(Written task) Up to and including the line containing "ChevronRight, Settings, X", please reproduce the lines of the listing below, starting from the top.

(Data shown)
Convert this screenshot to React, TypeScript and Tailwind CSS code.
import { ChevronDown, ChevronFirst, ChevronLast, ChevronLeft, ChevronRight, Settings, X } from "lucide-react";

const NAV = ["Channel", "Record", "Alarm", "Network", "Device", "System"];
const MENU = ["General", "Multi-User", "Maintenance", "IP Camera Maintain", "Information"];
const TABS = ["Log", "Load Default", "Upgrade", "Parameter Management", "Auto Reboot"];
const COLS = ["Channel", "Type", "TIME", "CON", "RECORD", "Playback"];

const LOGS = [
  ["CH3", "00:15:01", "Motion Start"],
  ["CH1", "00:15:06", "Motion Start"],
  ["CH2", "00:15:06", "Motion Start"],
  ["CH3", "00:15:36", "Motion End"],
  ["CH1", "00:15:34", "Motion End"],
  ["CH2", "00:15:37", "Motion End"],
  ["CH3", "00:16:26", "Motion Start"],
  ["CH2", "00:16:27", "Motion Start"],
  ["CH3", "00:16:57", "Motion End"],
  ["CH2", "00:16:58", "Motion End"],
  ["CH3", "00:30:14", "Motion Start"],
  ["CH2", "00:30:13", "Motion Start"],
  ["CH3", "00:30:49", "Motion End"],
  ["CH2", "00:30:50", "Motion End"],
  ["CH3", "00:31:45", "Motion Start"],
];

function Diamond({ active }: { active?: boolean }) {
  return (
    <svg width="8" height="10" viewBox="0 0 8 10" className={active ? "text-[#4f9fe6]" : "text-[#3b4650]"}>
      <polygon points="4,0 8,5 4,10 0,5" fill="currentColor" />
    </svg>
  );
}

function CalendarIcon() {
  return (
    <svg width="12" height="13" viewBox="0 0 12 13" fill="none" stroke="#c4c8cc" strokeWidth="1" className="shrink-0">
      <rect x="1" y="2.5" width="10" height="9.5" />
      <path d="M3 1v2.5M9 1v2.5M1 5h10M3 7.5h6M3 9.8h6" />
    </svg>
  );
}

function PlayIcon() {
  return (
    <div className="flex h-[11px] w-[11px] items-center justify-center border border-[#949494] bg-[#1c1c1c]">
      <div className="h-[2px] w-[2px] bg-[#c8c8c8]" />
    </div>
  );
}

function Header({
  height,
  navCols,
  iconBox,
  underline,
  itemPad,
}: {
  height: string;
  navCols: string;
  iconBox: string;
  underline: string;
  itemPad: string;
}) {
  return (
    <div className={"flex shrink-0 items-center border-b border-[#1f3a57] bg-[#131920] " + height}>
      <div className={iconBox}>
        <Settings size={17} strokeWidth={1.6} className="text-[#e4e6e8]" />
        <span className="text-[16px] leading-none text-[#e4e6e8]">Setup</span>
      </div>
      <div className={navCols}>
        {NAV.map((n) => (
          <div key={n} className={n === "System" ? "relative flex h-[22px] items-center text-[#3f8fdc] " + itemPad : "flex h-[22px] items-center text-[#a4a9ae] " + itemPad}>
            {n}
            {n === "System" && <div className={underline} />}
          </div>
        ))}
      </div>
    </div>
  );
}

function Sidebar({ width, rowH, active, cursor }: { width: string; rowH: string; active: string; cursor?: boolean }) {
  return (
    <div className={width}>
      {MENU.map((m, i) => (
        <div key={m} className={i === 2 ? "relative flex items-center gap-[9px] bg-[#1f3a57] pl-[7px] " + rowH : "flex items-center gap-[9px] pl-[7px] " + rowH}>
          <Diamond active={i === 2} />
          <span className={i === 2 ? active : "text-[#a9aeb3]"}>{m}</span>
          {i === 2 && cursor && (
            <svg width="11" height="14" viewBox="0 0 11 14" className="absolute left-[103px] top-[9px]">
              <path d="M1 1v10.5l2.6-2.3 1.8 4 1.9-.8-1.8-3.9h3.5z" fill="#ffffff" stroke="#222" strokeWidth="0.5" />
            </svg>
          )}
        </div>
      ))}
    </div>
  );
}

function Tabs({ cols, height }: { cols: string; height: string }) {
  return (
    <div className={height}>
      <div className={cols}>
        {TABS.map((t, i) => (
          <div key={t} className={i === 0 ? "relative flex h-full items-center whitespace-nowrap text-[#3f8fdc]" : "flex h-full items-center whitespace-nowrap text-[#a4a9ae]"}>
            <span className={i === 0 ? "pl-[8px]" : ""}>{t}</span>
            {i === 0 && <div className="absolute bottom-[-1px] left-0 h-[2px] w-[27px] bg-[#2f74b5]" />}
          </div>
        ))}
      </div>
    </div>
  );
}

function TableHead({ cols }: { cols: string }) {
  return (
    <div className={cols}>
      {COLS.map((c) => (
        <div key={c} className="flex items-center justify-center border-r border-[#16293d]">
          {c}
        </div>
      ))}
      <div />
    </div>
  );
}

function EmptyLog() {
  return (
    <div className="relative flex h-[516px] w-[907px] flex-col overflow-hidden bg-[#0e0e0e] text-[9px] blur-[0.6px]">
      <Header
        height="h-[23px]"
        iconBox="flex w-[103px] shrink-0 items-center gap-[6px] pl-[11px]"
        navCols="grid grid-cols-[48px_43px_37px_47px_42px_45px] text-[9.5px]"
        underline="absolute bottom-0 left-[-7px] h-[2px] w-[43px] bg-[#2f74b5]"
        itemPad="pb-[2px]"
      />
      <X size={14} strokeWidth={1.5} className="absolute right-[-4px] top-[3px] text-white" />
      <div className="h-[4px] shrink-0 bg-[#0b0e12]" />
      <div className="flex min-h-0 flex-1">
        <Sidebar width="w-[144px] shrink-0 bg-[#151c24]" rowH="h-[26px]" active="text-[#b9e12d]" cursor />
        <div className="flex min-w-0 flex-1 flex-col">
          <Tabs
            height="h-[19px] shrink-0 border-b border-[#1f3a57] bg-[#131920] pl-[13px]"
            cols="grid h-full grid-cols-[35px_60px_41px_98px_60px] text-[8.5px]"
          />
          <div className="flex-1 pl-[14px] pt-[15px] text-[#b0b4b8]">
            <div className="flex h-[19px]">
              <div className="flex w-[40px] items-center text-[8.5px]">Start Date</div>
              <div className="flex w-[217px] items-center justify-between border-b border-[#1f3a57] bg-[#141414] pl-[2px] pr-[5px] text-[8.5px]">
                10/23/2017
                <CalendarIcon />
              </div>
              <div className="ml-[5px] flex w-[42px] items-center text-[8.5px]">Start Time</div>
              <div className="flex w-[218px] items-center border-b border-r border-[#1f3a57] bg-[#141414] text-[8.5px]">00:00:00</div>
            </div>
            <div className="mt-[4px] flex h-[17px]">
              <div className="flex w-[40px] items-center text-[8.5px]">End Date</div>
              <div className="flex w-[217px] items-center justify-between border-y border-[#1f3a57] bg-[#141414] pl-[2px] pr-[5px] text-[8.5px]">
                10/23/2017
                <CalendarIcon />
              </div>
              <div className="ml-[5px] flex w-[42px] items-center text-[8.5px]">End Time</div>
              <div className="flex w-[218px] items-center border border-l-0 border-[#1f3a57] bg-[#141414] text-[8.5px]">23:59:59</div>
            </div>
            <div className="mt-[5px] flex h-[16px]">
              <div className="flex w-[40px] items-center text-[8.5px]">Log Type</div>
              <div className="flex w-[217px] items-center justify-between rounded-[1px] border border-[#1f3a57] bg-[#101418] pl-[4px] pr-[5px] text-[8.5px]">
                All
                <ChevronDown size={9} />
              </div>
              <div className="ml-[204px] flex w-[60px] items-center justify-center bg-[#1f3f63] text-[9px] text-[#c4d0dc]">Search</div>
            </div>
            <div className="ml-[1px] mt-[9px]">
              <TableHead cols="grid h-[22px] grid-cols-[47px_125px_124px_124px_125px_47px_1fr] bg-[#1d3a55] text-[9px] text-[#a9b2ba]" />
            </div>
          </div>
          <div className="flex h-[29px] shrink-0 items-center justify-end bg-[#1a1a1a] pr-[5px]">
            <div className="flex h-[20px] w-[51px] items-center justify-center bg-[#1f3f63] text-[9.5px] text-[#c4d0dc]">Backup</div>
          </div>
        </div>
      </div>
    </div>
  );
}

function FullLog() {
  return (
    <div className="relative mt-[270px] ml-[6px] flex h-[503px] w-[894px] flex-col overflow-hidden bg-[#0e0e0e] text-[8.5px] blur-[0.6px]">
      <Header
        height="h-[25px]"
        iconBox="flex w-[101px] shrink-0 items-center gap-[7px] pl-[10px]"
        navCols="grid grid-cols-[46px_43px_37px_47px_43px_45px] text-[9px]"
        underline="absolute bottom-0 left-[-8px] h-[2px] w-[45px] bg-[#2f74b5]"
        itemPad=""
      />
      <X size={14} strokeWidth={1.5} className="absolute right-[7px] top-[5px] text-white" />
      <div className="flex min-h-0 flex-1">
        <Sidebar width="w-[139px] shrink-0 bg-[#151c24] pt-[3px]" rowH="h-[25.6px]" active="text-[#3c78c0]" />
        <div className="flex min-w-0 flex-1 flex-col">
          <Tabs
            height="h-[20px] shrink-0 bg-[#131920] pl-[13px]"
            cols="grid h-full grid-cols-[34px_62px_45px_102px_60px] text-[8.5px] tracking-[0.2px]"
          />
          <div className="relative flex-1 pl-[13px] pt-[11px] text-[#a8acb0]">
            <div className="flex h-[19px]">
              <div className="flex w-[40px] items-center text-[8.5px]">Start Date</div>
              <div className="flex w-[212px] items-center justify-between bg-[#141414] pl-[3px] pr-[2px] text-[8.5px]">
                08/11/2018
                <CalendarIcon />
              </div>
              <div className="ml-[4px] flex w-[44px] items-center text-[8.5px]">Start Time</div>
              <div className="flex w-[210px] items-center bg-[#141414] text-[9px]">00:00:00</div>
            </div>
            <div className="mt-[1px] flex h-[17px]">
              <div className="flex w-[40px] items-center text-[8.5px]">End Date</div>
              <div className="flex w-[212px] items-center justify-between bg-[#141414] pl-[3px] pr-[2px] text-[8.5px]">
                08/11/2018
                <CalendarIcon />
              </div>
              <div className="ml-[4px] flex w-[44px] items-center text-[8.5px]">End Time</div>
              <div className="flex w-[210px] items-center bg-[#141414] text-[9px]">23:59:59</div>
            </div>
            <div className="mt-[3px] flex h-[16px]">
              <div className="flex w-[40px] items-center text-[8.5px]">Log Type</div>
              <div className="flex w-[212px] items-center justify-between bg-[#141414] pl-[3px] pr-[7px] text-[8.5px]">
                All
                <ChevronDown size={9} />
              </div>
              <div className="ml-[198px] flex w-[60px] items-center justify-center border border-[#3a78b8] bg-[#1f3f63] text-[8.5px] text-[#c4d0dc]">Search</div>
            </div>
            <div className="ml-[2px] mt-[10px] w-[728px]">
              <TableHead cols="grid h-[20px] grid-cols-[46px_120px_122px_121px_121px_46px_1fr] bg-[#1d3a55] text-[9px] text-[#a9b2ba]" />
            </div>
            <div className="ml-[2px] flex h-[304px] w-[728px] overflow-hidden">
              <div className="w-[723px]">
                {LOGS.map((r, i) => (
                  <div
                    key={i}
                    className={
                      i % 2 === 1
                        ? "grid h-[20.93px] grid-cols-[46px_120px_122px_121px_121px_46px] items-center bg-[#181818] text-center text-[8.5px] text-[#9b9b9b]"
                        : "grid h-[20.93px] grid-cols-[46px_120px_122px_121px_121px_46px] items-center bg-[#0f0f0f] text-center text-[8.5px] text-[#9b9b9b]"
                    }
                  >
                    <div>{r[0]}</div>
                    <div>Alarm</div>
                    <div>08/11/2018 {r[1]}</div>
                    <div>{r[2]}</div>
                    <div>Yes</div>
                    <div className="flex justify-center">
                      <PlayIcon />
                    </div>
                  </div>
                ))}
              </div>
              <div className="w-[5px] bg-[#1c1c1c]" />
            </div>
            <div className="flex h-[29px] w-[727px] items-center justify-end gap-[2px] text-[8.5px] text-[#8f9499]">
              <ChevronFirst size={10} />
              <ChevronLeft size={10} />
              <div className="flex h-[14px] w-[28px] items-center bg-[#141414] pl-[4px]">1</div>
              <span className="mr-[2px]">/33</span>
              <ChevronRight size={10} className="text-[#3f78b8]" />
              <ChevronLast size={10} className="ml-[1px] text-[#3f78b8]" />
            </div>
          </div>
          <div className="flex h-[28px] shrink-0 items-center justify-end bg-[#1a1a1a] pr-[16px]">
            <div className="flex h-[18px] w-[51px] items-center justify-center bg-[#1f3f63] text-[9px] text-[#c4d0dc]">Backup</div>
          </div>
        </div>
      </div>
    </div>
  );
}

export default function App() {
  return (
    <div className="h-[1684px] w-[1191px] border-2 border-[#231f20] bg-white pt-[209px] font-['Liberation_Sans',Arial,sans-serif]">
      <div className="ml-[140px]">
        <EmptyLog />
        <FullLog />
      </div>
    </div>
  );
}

(Problem solution)
Convert this screenshot to React, TypeScript and Tailwind CSS code.
import { ChevronDown, ChevronFirst, ChevronLast, ChevronLeft, ChevronRight, Settings, X } from "lucide-react";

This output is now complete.